LENDING & CREDIT, RETAIL BANKING | Staff Reporter, Vietnam

Banks cash in on Vietnam's micro-consumer loan segment

The sector’s interest rates could exceed 50% per year.

Banks including VP Bank, Orient Commercial Bank, HD Bank, and Southeast Asia Commercial Bank have been ramping up and going into Vietnam’s micro-consumer lending segment amidst its lucrative business potential buoyed by interest rates that could exceed 50% per year and the country’s highly unbanked population, according to a report by Fitch.

Also joining the game are foreign investors such as Japan’s Credit Saison and South Korea’s Lotte Group and Shinhan Financial Group that have inked partnerships with local consumer-finance companies in order to penetrate the market.

The research firm noted that World Bank data suggested that only 30% of the country’s population possess bank accounts, which is a lot lower compared to the average of 73% banked population in East Asia and the Pacific as of end-2017, thereby giving rise to the micro-consumer lending.
On the other hand, Vietnam’s state-owned banks have been cautious and blamed the lack of know-how in developing risk and operational processes to monitor high-risk consumers from the segment.

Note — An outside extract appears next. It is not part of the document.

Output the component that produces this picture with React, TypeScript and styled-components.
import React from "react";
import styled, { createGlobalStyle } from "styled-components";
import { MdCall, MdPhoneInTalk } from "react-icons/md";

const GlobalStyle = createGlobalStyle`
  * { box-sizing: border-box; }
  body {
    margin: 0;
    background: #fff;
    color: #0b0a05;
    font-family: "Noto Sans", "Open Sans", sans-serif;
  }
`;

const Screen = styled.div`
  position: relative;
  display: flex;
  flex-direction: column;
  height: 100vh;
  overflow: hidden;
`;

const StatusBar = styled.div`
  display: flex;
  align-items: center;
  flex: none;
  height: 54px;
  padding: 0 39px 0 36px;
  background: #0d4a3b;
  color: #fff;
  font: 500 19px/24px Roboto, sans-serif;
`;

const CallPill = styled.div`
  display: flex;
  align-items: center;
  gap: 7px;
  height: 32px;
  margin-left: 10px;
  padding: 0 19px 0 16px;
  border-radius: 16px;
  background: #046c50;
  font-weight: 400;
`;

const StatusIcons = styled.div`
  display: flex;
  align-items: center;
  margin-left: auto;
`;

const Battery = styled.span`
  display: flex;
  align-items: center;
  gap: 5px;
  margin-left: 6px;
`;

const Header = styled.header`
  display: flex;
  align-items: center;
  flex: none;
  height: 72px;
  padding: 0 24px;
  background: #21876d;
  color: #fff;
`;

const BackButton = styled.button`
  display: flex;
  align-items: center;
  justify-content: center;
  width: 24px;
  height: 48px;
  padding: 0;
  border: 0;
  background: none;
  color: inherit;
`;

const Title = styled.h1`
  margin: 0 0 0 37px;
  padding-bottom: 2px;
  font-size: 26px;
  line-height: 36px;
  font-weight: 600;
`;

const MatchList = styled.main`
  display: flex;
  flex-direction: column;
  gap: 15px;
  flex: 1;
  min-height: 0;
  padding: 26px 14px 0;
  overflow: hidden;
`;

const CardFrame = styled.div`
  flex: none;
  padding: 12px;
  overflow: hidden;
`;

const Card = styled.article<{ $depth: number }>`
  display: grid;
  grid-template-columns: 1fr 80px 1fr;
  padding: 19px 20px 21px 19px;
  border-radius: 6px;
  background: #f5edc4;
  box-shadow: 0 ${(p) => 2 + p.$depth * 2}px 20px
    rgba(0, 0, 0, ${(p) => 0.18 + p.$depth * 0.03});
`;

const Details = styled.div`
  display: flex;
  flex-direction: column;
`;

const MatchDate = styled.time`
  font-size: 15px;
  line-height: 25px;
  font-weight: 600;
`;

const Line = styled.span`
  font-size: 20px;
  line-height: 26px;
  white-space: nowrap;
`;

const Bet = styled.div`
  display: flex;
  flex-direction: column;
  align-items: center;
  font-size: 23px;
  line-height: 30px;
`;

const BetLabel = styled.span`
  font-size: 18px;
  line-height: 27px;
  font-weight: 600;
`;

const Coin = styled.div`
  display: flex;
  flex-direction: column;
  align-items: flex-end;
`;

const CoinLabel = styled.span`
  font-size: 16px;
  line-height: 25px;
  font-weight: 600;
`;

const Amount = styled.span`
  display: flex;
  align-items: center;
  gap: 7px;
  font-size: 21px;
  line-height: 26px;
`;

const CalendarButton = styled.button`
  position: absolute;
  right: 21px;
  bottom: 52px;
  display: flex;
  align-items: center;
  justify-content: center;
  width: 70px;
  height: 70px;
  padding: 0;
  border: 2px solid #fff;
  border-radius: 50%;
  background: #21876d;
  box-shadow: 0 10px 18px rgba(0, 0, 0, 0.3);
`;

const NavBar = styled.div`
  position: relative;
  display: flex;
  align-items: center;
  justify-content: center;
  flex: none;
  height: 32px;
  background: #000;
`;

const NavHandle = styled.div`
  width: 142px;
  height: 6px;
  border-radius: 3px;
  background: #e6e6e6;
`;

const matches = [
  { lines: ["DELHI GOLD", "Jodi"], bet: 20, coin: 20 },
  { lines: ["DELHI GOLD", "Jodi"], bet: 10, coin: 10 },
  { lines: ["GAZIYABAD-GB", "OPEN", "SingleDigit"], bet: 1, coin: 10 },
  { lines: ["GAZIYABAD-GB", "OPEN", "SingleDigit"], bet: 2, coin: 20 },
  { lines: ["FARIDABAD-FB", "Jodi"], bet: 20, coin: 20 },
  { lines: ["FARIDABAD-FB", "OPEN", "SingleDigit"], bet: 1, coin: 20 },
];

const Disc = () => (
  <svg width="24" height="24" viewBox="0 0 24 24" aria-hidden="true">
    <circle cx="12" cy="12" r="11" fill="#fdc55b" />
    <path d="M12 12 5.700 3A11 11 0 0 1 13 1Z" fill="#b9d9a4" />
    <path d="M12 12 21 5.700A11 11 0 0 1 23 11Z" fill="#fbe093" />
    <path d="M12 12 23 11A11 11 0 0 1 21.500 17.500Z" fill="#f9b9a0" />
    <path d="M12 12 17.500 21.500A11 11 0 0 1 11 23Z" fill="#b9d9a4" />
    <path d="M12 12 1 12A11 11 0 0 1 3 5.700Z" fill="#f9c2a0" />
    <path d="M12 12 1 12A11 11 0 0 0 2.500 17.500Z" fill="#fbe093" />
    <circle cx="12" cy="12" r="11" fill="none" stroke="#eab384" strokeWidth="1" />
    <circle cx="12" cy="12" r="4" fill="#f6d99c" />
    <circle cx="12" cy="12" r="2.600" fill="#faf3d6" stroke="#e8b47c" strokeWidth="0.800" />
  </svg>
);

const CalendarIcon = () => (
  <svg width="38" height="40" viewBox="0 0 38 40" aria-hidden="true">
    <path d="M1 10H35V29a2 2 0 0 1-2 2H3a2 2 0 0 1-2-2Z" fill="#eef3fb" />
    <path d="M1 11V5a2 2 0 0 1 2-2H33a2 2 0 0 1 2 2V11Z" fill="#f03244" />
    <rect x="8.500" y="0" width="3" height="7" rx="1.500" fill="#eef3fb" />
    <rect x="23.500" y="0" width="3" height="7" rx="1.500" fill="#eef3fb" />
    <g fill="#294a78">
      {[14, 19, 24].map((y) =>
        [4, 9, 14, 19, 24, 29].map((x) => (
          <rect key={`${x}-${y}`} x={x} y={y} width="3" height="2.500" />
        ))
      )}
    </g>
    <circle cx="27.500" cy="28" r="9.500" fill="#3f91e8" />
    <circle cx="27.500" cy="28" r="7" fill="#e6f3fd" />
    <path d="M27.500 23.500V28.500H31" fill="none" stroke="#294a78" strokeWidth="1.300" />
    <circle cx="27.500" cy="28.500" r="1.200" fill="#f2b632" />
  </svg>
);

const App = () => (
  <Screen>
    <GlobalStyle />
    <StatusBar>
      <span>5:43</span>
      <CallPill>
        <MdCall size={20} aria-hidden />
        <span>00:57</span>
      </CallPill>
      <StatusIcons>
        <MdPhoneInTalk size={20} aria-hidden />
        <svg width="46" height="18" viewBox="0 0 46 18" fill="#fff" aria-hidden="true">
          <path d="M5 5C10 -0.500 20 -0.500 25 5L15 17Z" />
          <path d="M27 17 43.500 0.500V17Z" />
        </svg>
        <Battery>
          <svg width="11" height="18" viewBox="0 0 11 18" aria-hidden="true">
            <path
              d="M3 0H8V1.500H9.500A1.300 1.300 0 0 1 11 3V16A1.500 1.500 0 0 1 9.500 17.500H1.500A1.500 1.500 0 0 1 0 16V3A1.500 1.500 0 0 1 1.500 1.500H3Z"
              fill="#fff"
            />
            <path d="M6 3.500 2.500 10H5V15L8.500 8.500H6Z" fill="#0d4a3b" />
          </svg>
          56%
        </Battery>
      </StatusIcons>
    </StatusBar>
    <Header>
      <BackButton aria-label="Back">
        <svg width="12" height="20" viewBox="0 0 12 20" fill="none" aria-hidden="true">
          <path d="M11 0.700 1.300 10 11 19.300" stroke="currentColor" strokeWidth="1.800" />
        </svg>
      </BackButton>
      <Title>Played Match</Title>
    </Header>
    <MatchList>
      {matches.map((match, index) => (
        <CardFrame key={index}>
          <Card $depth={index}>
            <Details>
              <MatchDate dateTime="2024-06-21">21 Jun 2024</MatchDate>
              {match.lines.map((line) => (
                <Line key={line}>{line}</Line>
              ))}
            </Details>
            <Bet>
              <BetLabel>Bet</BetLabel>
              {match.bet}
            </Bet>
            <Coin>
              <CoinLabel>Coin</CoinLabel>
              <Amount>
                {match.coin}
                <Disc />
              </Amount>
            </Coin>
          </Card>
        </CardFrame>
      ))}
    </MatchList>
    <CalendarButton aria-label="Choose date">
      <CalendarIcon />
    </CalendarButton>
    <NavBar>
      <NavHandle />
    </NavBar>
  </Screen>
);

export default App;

“Micro-consumer loans are inherently of higher risk relative to traditional mortgages or household personal-business loans in light of the unsecured nature of these loans and the borrowers’ profiles, which are traditionally outside the banking system’s target customer. The majority of these customers are therefore served by the black market and consumer-finance companies,” Fitch explained.

Moving forward, the ratings agency noted that the market could see more participation from the side of foreign investors. “We believe loan growth in this segment is likely to continue to moderate slightly in the near term, after having grown rapidly over the last five years. This is premised on the introduction of regulatory caps of $4,300 (VND100m) per customer in 2017 and recently proposed changes, which will limit consumer-finance companies’ unsecured cash loan exposure to 30% of their total loans,” they added.

Furthermore, Fitch Ratings is positive that a crisis scenario in the near-term is unlikely to happen in the near-term. “However,a continued increase in the interlinkages between the sector and the banking system would make the banks more vulnerable in the event of an economic downturn,” Fitch explained.